何者も過程を見ず
私が過去を知っていると知り、激しく動揺する彼。和美の言うとおり、やはりこの問題は彼にとってセンシティブな問題だったんだ。
「な、何で知ってるんです? どこからか情報を仕入れたとか?」
「ごめん、それは伏せさせて。とにかく私は、ここに来るまでに既に君の身の上話を飲み込んでるって事を伝えたかったんだ。その証拠に、君が私の腕から呪いを吸っている場面でも一切動揺しなかったし」
私のその言葉に、彼は再び黙り込んでしまう。
「……お笑いですよね。こんな邪悪極まりない力を持つ僕が正義を騙るなんて。貴女も感じたでしょう、武器と化した呪いの恐ろしさを」
「まあ、そうだね」
「僕は入学する際、実家と縁を切って沖縄に来ました。実家に籍を残したまま卒業したら、必ず僕は呪殺師にさせられてしまうから」
「そこまでして君は呪殺師になる道を拒んだのか。しかしなぜ君はそれを望まなかったんだい?」
「僕がまだ鷹守神社で小間使いをしてた時、一人の魔法使いと会ったんです。その人と一緒に一本のアニメを見たんですが、その中で主人公がしていた活躍にとても感動しまして。それいこう、僕は正義の味方である事を目指すようになりました。でも……」
言葉を全て出し切る前に、彼はため息をついてうなだれた。
「やっぱり無理っぽいな。正義の味方は呪いを使って敵を倒したりしないし、暴言を吐いて敵を粉々になんてしない。やっぱり僕には呪殺師がお似合いなんじゃ――」
私はそんな彼の頭を治療中の右手で撫で、彼が抱えている手を外し顔を上げたのを見て言った。
「いいかい、どんな力で何を成すかは問題じゃない。みんなが気にするのは君が何を成したかという部分だけで、良くも悪くも人々は過程を見ないんだよ」
「……そうなんですか?????」
「今回だって、結果的には謎の石碑とそこの憑いてる呪霊を祓って神社を呪いから救ったじゃないか。その点において、君は正義の味方を名乗れる。胸を張れ少年! 君はこれからもずっと、正義の味方で居て良いんだよ」
「!!」
彼の表情は一気に明るくなり、笑顔が戻ってきた。

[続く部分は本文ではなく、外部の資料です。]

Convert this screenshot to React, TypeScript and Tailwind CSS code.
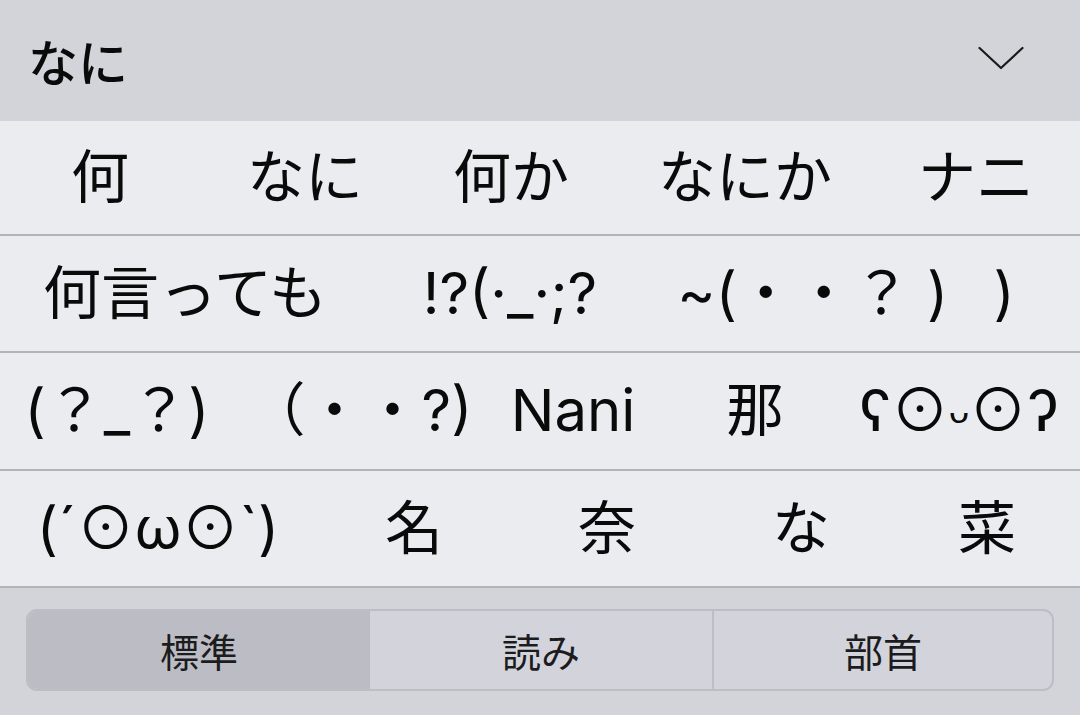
import React from "react";

type Cell = { t: React.ReactNode; w: string };

const rows: { h: string; cells: Cell[] }[] = [
  {
    h: "h-[115px]",
    cells: [
      { t: "何", w: "w-[200px]" },
      { t: "なに", w: "w-[210px]" },
      { t: "何か", w: "w-[202px]" },
      { t: "なにか", w: "w-[266px]" },
      { t: "ナニ", w: "w-[196px]" },
    ],
  },
  {
    h: "h-[117px]",
    cells: [
      { t: "何言っても", w: "w-[370px]" },
      { t: "!?(·_·;?", w: "w-[280px]" },
      { t: "~(・・？ ) \u2002)", w: "w-[392px]" },
    ],
  },
  {
    h: "h-[118px]",
    cells: [
      { t: "(？_？)", w: "w-[234px]" },
      { t: "（・・?)", w: "w-[252px]" },
      { t: "Nani", w: "w-[174px]" },
      { t: "那", w: "w-[190px]" },
      {
        t: (
          <>
            ʕ⊙<span className="text-[36px] align-[-14px]">ᴗ</span>⊙ʔ
          </>
        ),
        w: "w-[218px]",
      },
    ],
  },
  {
    h: "h-[117px]",
    cells: [
      { t: "(´⊙ω⊙`)", w: "w-[316px]" },
      { t: "名", w: "w-[196px]" },
      { t: "奈", w: "w-[190px]" },
      { t: "な", w: "w-[198px]" },
      { t: "菜", w: "w-[174px]" },
    ],
  },
];

const font = "font-['Inter','Noto_Sans_CJK_JP',sans-serif]";

export default function App() {
  return (
    <div className={`w-[1080px] h-[715px] overflow-hidden flex flex-col bg-[#ebecf0] text-[#0a0a0a] ${font}`}>
      <div className="h-[121px] shrink-0 bg-[#d2d4d9] flex items-center justify-between pl-[28px] pr-[56px]">
        <span className="text-[50px] font-medium leading-none font-['Noto_Sans_CJK_JP',sans-serif] -mt-[2px]">なに</span>
        <svg width="46" height="24" viewBox="0 0 46 24" className="-mt-[6px]">
          <path d="M1.5 2 L23 22 L44.5 2" fill="none" stroke="#1a1a1a" strokeWidth="2.2" strokeLinecap="round" strokeLinejoin="round" />
        </svg>
      </div>
      {rows.map((r, i) => (
        <div key={i} className={`${r.h} shrink-0 flex items-center border-b-2 border-[#b3b4b9] bg-[#ebecf0]`}>
          {r.cells.map((c, j) => (
            <div key={j} className={`${c.w} shrink-0 flex justify-center items-center text-[58px] leading-[1.1] whitespace-pre`}>
              {c.t}
            </div>
          ))}
        </div>
      ))}
      <div className="flex-1 bg-[#d2d4d9] px-[26px] pt-[21px]">
        <div className="h-[82px] flex rounded-[11px] border-2 border-[#bdbec4] overflow-hidden bg-[#d3d4db] font-['Noto_Sans_CJK_JP',sans-serif] text-[39px] text-[#1c1c1e]">
          <div className="w-[342px] shrink-0 bg-[#bcbdc4] flex items-center justify-center">標準</div>
          <div className="w-[344px] shrink-0 flex items-center justify-center border-r-2 border-[#bdbec4]">読み</div>
          <div className="flex-1 flex items-center justify-center">部首</div>
        </div>
      </div>
    </div>
  );
}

左手を支えにスッと立ち上がり、彼と目を合わせる。
「見栄えは問題じゃない、どうせ数日経てば皆忘れるだろうし。君が実際に良いことをしたという結果と記録があればそれでいいじゃないか。それを踏まえて、これからも正義の味方で居続けると私に約束してくれるかい? 私は君のその愚直な正義感が好きなんだ」
「そうだったんですか!? でしたら、はい! 約束します!」
嬉しそうに笑顔で頷く彼。その様子が愛らしく思え、思わず彼に抱きついてしまう。
「!? ちょ、ちょっと師匠! 神主と巫女さん方がこっちに来てますよ! そういうのは後にした方が……」
「ふふん、私は他人の目線なんか気にならないんだ。私の意思は自身の感情と興味以外によって変わる事はない。覚悟しろ鷹守君、しばらくはこのままだぞ」
「そんなー……恥ずかしいです……」
向こうから歩いて来る神社関係者の面々に生暖かい目線を向けられながら、しばらく私は彼の熱を感じるのだった。